According to Vrygrond resident Themba Mapofu, De Lille has previously been told by community members that they want a piece of land known as Xakabantu.

"De Lille abandoned us here. She said nothing of substance to us; instead, [she's] telling us she has another engagement in Khayelitsha," he said.

The mayor later clarified in a statement that councillors and City of Cape Town officials had engaged with community members on four occasions.

In May, officials pointed out three pieces of land they said could be developed for the benefit of the people of Vrygrond.

READ: Burning tyres put Cape Town traffic officials on high alert for protest flare-up

De Lille said that the proposal was rejected by the Vrygrond Community Forum.
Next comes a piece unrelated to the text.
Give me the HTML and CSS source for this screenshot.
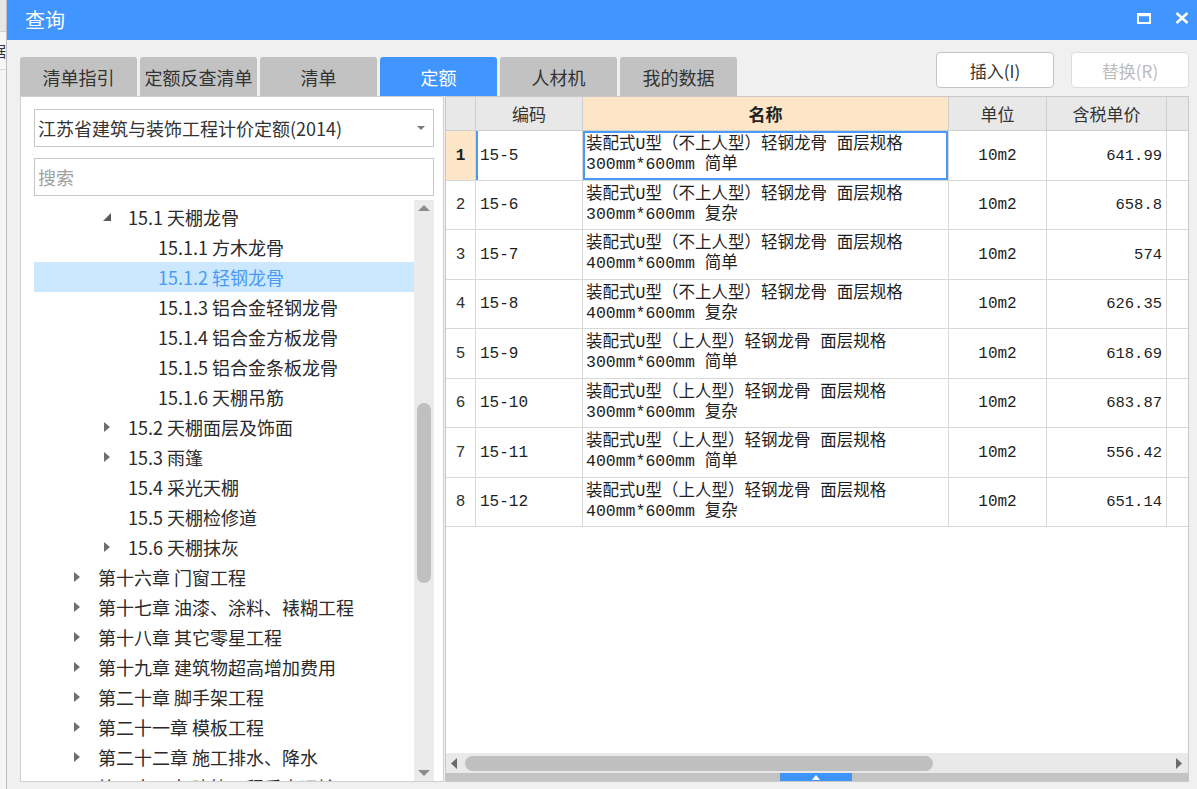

"The City has made it clear during these meetings and through correspondence with the forum that the land that was invaded is near an active landfill site," she said.

"The forum wants the City to allow residents to settle on the buffer zone which is there to keep a safe distance between the residential area and the landfill site. The landfill site poses potential risks to human beings close to it due to the gas being extracted there."

She added that she was still willing to have further discussions with the forum.

Residents to consult

Mapofu said community members who were present at the march would now go back to Vrygrond and consult with other members of the community.

"We'll tell the people in our community that De Lille neglected us and then we will pave a way forward from there."

The 56-year-old resident said that he lived in a one-bedroom house with eight children.

"We raised our dissatisfaction at these one-roomed houses on the basis that we have children and those houses are small," he said.

"We were promised that we would get extensions on our houses, and yet, that has not happened. That promise was made in 2016 and to this day, there has been no follow-up on that."